=== Stated exercise ===
Leave out the images; return the rest of the data exactly.

=== Provided data ===
<<<<
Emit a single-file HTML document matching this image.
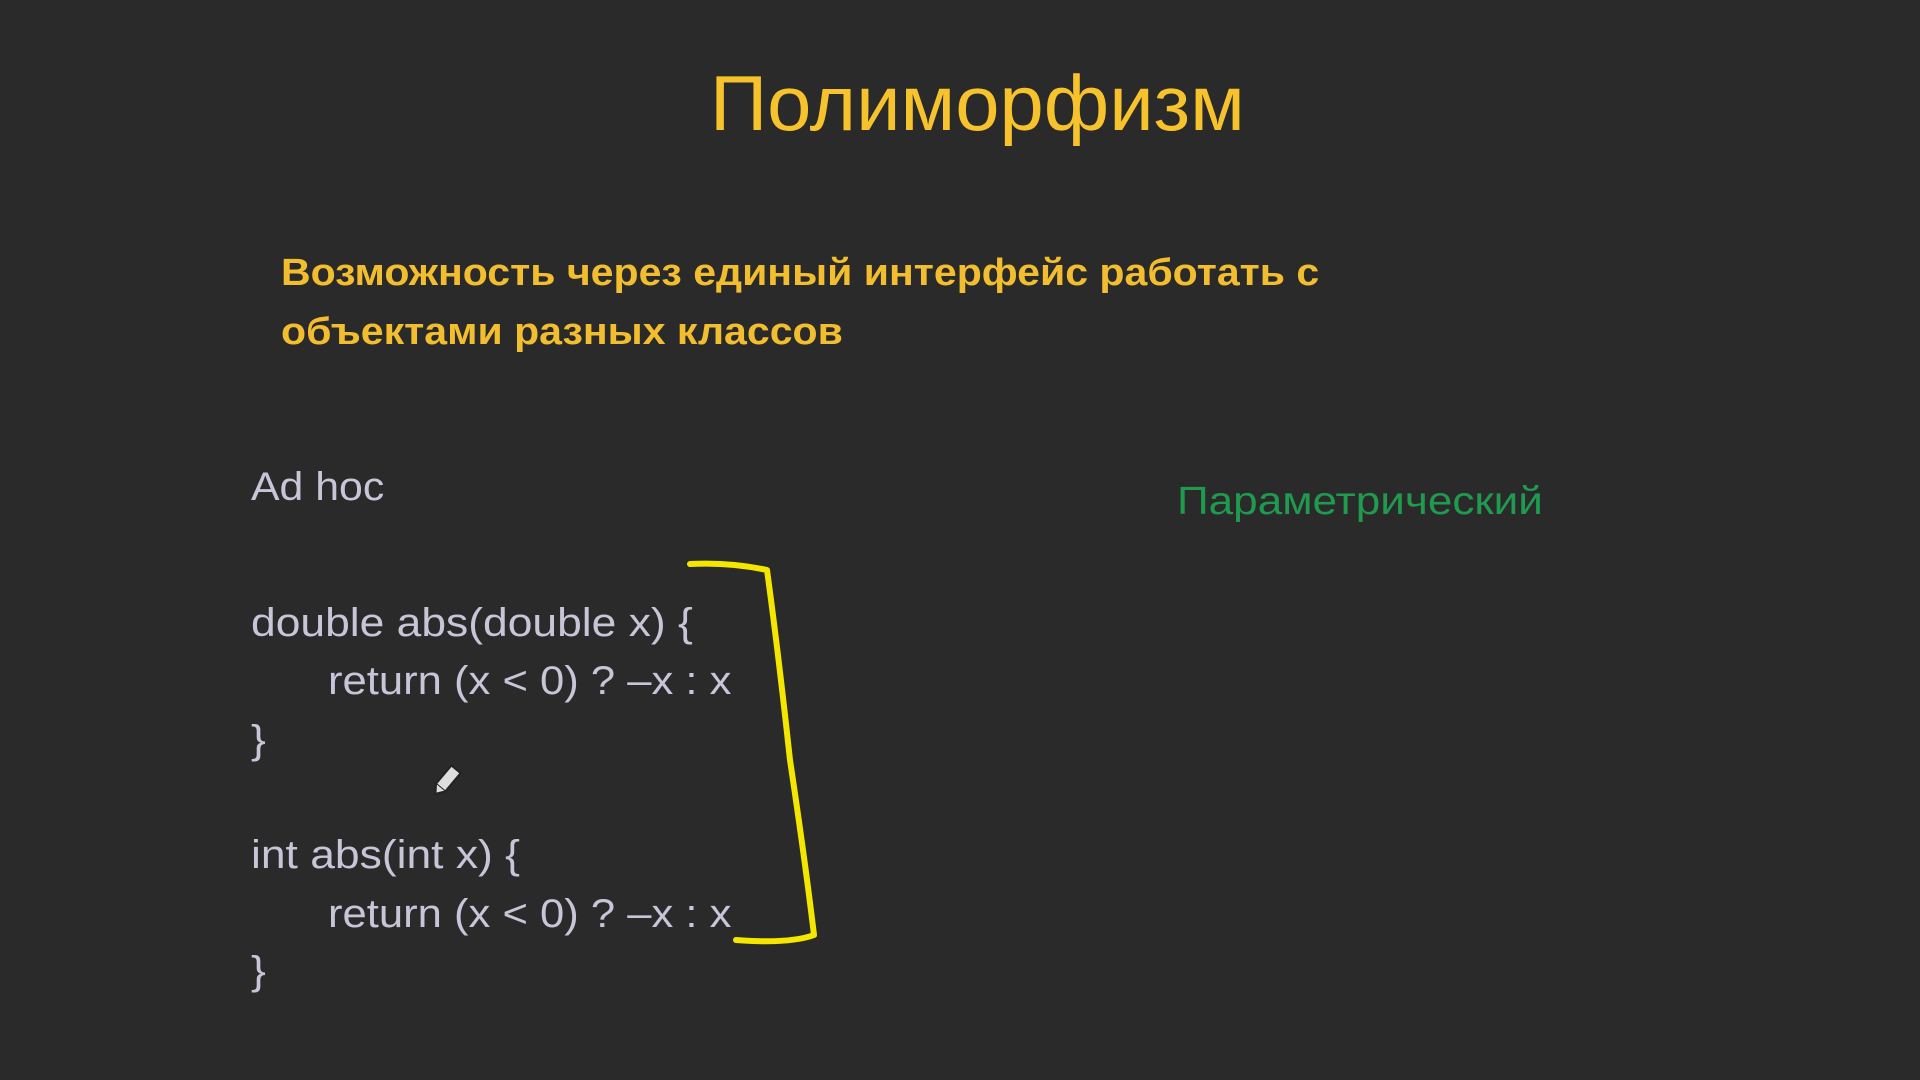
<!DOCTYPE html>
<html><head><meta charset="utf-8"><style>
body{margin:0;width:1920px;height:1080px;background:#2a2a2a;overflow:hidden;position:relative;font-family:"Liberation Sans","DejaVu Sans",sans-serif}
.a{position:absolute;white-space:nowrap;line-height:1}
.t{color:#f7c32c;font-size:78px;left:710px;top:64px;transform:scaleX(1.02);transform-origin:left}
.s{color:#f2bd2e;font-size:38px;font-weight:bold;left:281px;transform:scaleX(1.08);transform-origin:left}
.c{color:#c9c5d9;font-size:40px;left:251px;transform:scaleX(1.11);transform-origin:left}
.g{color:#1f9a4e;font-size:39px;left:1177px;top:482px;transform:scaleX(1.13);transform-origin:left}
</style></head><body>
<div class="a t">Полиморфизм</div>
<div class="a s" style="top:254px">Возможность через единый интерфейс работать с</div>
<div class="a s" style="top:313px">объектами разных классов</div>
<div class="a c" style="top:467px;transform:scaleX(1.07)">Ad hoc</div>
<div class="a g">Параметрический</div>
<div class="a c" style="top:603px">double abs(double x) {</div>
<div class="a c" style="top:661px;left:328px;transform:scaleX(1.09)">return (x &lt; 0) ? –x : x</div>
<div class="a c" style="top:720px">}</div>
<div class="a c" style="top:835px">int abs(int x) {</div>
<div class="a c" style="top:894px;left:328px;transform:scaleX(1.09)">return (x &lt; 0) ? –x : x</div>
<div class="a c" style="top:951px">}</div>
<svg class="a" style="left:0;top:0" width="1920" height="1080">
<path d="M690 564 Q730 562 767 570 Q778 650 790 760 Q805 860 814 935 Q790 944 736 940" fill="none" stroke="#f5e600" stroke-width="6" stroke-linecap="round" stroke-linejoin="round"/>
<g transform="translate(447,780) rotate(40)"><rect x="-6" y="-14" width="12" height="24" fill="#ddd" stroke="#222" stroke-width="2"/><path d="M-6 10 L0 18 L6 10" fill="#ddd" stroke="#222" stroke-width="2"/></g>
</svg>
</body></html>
>>>>
=== Finished exercise ===
Emit a single-file HTML document matching this image.
<!DOCTYPE html>
<html><head><meta charset="utf-8"><style>
body{margin:0;width:1920px;height:1080px;background:#2a2a2a;overflow:hidden;position:relative;font-family:"Liberation Sans","DejaVu Sans",sans-serif}
.a{position:absolute;white-space:nowrap;line-height:1}
.t{color:#f7c32c;font-size:78px;left:710px;top:64px;transform:scaleX(1.02);transform-origin:left}
.s{color:#f2bd2e;font-size:38px;font-weight:bold;left:281px;transform:scaleX(1.08);transform-origin:left}
.c{color:#c9c5d9;font-size:40px;left:251px;transform:scaleX(1.11);transform-origin:left}
.g{color:#1f9a4e;font-size:39px;left:1177px;top:482px;transform:scaleX(1.13);transform-origin:left}
</style></head><body>
<div class="a t">Полиморфизм</div>
<div class="a s" style="top:254px">Возможность через единый интерфейс работать с</div>
<div class="a s" style="top:313px">объектами разных классов</div>
<div class="a c" style="top:467px;transform:scaleX(1.07)">Ad hoc</div>
<div class="a g">Параметрический</div>
<div class="a c" style="top:603px">double abs(double x) {</div>
<div class="a c" style="top:661px;left:328px;transform:scaleX(1.09)">return (x &lt; 0) ? –x : x</div>
<div class="a c" style="top:720px">}</div>
<div class="a c" style="top:835px">int abs(int x) {</div>
<div class="a c" style="top:894px;left:328px;transform:scaleX(1.09)">return (x &lt; 0) ? –x : x</div>
<div class="a c" style="top:951px">}</div>
<svg class="a" style="left:0;top:0" width="1920" height="1080">
<path d="M690 564 Q730 562 767 570 Q778 650 790 760 Q805 860 814 935 Q790 944 736 940" fill="none" stroke="#f5e600" stroke-width="6" stroke-linecap="round" stroke-linejoin="round"/>
<g transform="translate(447,780) rotate(40)"><rect x="-6" y="-14" width="12" height="24" fill="#ddd" stroke="#222" stroke-width="2"/><path d="M-6 10 L0 18 L6 10" fill="#ddd" stroke="#222" stroke-width="2"/></g>
</svg>
</body></html>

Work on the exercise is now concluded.